Ich bin erstaunt, dass Sie, liebe Koalitionäre, nach diesem eindeutigen und gut belegten Plädoyer aus dem Bericht nun trotzdem eine Befristung beantragen. Trauen Sie Ihrem Ministerium nicht? Oder hat hier die Lobbyarbeit von Verlagen und Verbänden Wirkung gezeigt? Eine nochmalige Befristung um vier Jahre hilft doch niemandem! Sie behindert den Auf- und Ausbau von Intranets in Schulen und Hochschulen durch mangelnde Nutzungsperspektiven, führt dennoch nicht zu mehr Erkenntnissen in der Folgenabschätzung.
Und zur FDP: Sie haben sich in der Sitzung des Bildungsausschusses als Partei des Eigentums dargestellt und wollten den § 52 a am liebsten ganz abschaffen. Das ist konsequent. Wie verträgt sich diese restriktive Haltung jedoch mit Ihrer Rhetorik von Wissenschaftsfreiheit und Bildungsaufschwung? Der FDP steht die genannte Güterabwägung offensichtlich noch bevor. Meine Fraktion wird dem Gesetzentwurf der Grünen zustimmen, der eine Entfristung des § 52 a vorschlägt. Kompromisse zwischen widerstreitenden Interessen, die sich nachweislich in der Praxis bewährt haben, sollte man um der Planungssicherheit der Beteiligten willen beibehalten.
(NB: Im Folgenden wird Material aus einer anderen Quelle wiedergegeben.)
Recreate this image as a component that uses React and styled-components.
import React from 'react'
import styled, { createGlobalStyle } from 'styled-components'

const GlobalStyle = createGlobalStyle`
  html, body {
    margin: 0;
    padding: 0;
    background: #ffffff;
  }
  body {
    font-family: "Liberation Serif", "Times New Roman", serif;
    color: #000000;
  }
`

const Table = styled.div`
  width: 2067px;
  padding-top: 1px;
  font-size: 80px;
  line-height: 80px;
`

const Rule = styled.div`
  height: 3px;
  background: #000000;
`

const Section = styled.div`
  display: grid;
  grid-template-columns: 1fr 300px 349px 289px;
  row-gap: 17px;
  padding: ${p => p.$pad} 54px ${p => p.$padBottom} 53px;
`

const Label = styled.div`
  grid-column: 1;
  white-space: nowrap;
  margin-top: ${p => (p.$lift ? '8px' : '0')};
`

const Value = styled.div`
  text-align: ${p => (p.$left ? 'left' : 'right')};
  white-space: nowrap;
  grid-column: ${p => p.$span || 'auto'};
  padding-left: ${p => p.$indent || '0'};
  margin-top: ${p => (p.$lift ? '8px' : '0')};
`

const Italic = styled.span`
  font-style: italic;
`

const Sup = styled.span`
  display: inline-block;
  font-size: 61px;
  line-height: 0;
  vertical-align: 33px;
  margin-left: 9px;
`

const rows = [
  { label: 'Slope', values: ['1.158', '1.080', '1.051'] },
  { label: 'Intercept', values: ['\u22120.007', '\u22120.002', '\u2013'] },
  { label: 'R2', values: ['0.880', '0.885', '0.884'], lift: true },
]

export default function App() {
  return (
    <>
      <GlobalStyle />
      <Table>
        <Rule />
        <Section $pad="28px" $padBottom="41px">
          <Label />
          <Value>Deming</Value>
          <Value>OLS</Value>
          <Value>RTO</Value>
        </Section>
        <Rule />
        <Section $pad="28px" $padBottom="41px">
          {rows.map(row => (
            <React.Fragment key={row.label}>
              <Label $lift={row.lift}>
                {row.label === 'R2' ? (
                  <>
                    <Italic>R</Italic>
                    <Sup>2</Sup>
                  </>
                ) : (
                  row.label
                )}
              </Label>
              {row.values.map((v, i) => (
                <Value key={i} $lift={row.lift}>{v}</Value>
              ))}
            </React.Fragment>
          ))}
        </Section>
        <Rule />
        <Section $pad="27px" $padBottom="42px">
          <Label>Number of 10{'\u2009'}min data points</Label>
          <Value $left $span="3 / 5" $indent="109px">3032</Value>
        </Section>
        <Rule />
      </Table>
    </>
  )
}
Trotzdem, das darf ich hier anfügen, kann diese Regelung nicht der letzte Schritt auf dem Weg zu einem bildungs- und wissenschaftsfreundlichen Urheberrecht gewesen sein.
Die Linke fordert, wie der Bildungsausschuss, eine dritte Novelle des Urheberrechtsgesetzes, in dem der „Open Access“-Gedanke umfassend eingearbeitet ist und dem Recht auf Bildung und Informationsfreiheit Vorrang vor der kommerziellen Verwertung eingeräumt wird.